* _TASK DESCRIPTION_: Filter the data below for the string "components" and copy each matching line.

* _GIVEN INFORMATION_:
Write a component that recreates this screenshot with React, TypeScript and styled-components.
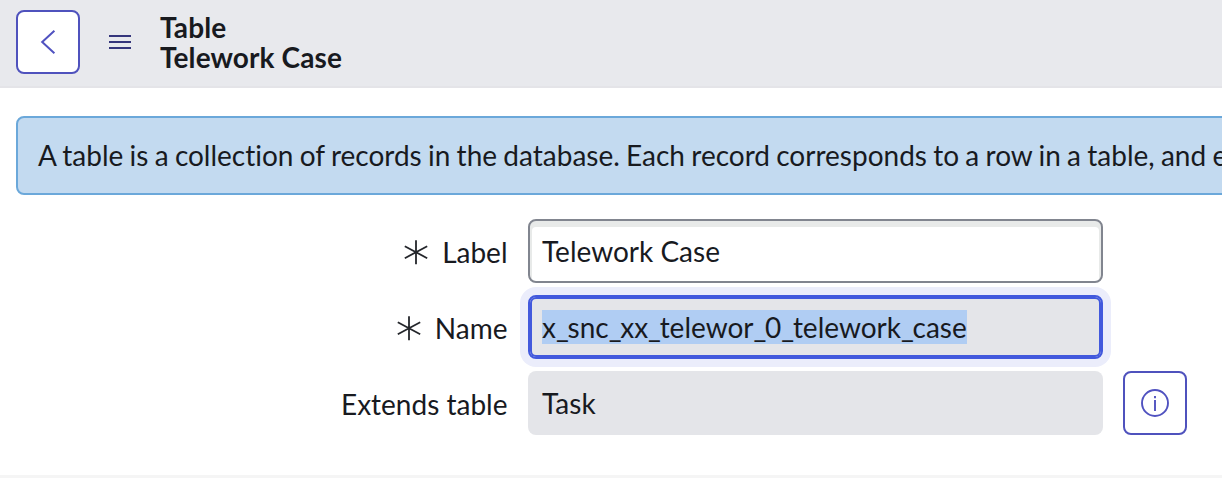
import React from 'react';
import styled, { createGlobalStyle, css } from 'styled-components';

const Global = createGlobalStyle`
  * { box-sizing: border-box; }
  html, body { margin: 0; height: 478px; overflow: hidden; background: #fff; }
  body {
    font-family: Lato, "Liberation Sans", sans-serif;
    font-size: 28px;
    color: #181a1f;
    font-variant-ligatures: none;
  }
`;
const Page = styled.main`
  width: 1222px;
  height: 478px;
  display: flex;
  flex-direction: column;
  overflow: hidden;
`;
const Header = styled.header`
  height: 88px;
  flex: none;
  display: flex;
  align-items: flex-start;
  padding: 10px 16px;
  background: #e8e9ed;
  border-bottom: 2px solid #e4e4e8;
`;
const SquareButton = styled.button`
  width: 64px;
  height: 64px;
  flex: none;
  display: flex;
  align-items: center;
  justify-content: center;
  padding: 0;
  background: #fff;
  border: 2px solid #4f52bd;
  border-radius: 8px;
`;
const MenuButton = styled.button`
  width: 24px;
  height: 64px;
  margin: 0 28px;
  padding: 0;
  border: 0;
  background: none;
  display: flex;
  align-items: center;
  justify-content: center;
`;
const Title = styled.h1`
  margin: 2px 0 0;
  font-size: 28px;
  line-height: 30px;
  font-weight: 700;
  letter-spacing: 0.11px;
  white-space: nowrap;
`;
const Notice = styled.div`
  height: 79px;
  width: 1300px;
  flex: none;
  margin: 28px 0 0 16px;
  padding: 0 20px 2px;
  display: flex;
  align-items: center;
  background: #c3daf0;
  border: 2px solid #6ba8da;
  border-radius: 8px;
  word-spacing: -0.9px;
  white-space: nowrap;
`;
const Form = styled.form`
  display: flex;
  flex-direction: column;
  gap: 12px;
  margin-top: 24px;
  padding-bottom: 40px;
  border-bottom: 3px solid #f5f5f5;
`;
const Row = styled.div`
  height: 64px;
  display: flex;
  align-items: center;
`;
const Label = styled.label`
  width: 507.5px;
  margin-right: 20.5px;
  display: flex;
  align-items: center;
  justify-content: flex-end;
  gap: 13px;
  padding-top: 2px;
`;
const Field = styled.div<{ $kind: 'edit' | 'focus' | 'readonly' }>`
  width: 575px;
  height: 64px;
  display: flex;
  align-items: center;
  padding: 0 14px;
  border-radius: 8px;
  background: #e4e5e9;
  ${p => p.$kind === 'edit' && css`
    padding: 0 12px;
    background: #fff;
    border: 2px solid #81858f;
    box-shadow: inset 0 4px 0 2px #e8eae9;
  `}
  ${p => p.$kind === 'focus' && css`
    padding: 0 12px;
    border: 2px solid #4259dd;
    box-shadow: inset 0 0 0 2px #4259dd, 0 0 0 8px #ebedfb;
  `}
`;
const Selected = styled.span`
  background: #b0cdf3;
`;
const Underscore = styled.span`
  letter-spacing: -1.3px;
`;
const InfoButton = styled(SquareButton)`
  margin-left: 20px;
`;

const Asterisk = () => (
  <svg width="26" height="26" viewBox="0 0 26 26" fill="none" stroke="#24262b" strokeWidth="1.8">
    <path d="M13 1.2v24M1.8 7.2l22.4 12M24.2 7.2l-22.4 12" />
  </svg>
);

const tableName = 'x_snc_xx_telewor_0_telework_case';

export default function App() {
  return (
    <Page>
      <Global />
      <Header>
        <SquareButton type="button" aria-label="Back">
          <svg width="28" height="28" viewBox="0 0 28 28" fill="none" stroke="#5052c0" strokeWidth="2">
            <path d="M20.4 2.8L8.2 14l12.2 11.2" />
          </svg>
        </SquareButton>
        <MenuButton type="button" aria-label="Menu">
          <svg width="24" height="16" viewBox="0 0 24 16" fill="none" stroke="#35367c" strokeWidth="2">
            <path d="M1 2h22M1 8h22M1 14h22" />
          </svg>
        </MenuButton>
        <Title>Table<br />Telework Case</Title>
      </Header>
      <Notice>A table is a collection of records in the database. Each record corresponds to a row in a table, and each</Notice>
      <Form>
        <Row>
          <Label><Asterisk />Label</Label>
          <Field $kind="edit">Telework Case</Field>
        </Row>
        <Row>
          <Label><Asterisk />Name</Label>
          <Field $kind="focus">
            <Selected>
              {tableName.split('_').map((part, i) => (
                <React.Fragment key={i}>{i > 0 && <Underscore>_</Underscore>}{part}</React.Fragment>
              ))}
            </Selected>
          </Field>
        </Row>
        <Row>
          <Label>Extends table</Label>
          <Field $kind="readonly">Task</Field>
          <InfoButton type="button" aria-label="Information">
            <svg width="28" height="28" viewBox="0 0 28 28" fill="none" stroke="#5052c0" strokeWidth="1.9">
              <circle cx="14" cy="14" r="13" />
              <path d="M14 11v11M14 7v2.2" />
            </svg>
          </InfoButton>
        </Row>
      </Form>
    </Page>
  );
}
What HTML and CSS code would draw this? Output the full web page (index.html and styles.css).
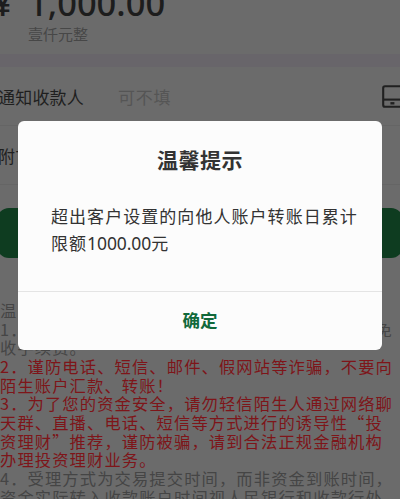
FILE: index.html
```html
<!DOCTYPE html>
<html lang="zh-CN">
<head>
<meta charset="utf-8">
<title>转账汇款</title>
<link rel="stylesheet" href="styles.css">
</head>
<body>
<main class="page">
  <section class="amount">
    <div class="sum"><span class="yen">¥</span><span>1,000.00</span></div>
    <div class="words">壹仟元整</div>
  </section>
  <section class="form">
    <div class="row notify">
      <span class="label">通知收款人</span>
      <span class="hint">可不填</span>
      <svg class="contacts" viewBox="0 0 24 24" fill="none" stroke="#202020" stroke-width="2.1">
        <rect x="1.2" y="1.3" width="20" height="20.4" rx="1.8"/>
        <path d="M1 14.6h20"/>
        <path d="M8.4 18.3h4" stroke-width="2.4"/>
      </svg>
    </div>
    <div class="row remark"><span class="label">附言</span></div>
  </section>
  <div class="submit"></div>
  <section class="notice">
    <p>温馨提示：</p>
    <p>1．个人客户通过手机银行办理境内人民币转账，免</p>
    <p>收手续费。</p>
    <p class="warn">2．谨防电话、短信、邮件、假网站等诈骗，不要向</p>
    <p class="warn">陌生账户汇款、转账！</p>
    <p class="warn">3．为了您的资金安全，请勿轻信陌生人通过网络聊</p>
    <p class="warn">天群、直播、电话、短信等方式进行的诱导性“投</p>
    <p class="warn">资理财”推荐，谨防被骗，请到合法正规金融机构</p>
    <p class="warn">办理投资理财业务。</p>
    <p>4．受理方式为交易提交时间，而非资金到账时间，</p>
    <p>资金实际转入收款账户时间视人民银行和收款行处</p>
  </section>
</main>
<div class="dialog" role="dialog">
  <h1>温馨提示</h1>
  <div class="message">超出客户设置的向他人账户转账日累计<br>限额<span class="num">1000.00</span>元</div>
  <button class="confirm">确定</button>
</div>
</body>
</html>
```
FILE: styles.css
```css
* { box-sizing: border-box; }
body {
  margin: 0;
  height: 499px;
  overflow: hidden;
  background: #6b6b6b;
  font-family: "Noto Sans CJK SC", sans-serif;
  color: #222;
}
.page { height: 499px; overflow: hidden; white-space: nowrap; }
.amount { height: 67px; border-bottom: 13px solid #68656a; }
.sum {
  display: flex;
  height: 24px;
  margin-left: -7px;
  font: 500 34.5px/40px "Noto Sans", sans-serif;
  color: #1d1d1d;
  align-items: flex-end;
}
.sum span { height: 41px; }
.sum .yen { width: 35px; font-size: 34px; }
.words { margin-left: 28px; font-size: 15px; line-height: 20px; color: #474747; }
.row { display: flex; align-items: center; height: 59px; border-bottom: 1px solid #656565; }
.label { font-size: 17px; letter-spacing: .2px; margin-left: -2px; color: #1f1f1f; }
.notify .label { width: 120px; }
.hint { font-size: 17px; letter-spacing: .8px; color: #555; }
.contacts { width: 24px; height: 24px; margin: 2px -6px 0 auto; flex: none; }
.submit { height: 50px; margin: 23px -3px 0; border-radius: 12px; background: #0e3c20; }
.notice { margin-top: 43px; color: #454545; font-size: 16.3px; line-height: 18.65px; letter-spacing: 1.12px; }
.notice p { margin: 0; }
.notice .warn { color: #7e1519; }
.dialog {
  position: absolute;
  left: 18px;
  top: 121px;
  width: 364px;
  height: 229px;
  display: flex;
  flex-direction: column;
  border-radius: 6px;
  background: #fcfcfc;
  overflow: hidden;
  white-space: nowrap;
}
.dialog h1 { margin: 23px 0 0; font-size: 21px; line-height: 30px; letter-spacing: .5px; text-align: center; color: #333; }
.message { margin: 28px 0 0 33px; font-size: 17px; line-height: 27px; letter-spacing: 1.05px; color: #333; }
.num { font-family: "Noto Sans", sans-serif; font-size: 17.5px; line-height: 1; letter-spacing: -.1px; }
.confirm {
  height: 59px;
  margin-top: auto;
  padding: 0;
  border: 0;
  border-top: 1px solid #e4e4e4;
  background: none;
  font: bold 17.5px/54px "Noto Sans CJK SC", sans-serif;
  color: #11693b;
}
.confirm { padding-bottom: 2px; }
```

* _RESULT_:
Write a component that recreates this screenshot with React, TypeScript and styled-components.
import styled, { createGlobalStyle, css } from 'styled-components';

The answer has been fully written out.